Written request: The records that follow should be retyped word for word.
## begin Dataset records
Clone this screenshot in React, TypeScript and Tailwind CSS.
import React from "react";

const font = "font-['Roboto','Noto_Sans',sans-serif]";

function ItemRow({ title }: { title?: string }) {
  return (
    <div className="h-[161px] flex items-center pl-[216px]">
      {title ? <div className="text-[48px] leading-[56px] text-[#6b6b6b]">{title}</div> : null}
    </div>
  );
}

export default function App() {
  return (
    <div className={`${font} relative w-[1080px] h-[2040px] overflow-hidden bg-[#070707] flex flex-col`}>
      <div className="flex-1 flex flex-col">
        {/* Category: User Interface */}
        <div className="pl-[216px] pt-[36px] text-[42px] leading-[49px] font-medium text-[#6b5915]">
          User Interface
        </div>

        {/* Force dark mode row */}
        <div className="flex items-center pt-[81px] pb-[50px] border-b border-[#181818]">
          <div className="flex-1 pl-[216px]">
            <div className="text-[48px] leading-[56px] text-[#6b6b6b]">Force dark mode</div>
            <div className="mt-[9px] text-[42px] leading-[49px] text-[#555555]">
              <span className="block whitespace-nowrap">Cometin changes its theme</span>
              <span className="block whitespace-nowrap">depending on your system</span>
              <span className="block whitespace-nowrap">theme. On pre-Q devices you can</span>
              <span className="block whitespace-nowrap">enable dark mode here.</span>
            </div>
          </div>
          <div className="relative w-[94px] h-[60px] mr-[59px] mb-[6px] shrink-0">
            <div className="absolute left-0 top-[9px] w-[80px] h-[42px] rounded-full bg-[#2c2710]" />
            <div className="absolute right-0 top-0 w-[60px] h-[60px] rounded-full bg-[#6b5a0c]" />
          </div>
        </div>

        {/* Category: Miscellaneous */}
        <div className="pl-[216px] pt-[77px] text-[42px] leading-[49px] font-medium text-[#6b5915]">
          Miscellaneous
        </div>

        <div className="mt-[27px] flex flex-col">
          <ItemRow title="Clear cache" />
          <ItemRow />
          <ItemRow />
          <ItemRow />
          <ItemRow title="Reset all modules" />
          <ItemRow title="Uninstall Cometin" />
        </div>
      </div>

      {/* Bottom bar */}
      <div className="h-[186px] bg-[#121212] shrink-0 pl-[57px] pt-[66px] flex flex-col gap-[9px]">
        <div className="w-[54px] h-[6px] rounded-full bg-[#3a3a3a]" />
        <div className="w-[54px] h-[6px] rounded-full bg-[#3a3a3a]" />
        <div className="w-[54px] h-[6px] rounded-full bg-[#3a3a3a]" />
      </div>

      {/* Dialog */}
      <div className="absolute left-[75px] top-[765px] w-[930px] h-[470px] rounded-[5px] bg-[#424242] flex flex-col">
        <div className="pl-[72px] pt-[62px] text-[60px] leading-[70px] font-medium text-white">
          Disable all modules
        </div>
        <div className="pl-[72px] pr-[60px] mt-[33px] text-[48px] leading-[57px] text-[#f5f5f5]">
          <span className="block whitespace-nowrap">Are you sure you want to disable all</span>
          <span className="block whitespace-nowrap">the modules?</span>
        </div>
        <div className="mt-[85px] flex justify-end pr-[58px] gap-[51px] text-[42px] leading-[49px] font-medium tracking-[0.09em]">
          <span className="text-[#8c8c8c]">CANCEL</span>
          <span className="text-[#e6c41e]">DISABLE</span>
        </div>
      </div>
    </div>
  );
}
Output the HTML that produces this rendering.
## end Dataset records
Result for this task:
Clone this screenshot in React, TypeScript and Tailwind CSS.
import React from "react";

const font = "font-['Roboto','Noto_Sans',sans-serif]";

function ItemRow({ title }: { title?: string }) {
  return (
    <div className="h-[161px] flex items-center pl-[216px]">
      {title ? <div className="text-[48px] leading-[56px] text-[#6b6b6b]">{title}</div> : null}
    </div>
  );
}

export default function App() {
  return (
    <div className={`${font} relative w-[1080px] h-[2040px] overflow-hidden bg-[#070707] flex flex-col`}>
      <div className="flex-1 flex flex-col">
        {/* Category: User Interface */}
        <div className="pl-[216px] pt-[36px] text-[42px] leading-[49px] font-medium text-[#6b5915]">
          User Interface
        </div>

        {/* Force dark mode row */}
        <div className="flex items-center pt-[81px] pb-[50px] border-b border-[#181818]">
          <div className="flex-1 pl-[216px]">
            <div className="text-[48px] leading-[56px] text-[#6b6b6b]">Force dark mode</div>
            <div className="mt-[9px] text-[42px] leading-[49px] text-[#555555]">
              <span className="block whitespace-nowrap">Cometin changes its theme</span>
              <span className="block whitespace-nowrap">depending on your system</span>
              <span className="block whitespace-nowrap">theme. On pre-Q devices you can</span>
              <span className="block whitespace-nowrap">enable dark mode here.</span>
            </div>
          </div>
          <div className="relative w-[94px] h-[60px] mr-[59px] mb-[6px] shrink-0">
            <div className="absolute left-0 top-[9px] w-[80px] h-[42px] rounded-full bg-[#2c2710]" />
            <div className="absolute right-0 top-0 w-[60px] h-[60px] rounded-full bg-[#6b5a0c]" />
          </div>
        </div>

        {/* Category: Miscellaneous */}
        <div className="pl-[216px] pt-[77px] text-[42px] leading-[49px] font-medium text-[#6b5915]">
          Miscellaneous
        </div>

        <div className="mt-[27px] flex flex-col">
          <ItemRow title="Clear cache" />
          <ItemRow />
          <ItemRow />
          <ItemRow />
          <ItemRow title="Reset all modules" />
          <ItemRow title="Uninstall Cometin" />
        </div>
      </div>

      {/* Bottom bar */}
      <div className="h-[186px] bg-[#121212] shrink-0 pl-[57px] pt-[66px] flex flex-col gap-[9px]">
        <div className="w-[54px] h-[6px] rounded-full bg-[#3a3a3a]" />
        <div className="w-[54px] h-[6px] rounded-full bg-[#3a3a3a]" />
        <div className="w-[54px] h-[6px] rounded-full bg-[#3a3a3a]" />
      </div>

      {/* Dialog */}
      <div className="absolute left-[75px] top-[765px] w-[930px] h-[470px] rounded-[5px] bg-[#424242] flex flex-col">
        <div className="pl-[72px] pt-[62px] text-[60px] leading-[70px] font-medium text-white">
          Disable all modules
        </div>
        <div className="pl-[72px] pr-[60px] mt-[33px] text-[48px] leading-[57px] text-[#f5f5f5]">
          <span className="block whitespace-nowrap">Are you sure you want to disable all</span>
          <span className="block whitespace-nowrap">the modules?</span>
        </div>
        <div className="mt-[85px] flex justify-end pr-[58px] gap-[51px] text-[42px] leading-[49px] font-medium tracking-[0.09em]">
          <span className="text-[#8c8c8c]">CANCEL</span>
          <span className="text-[#e6c41e]">DISABLE</span>
        </div>
      </div>
    </div>
  );
}
Output the HTML that produces this rendering.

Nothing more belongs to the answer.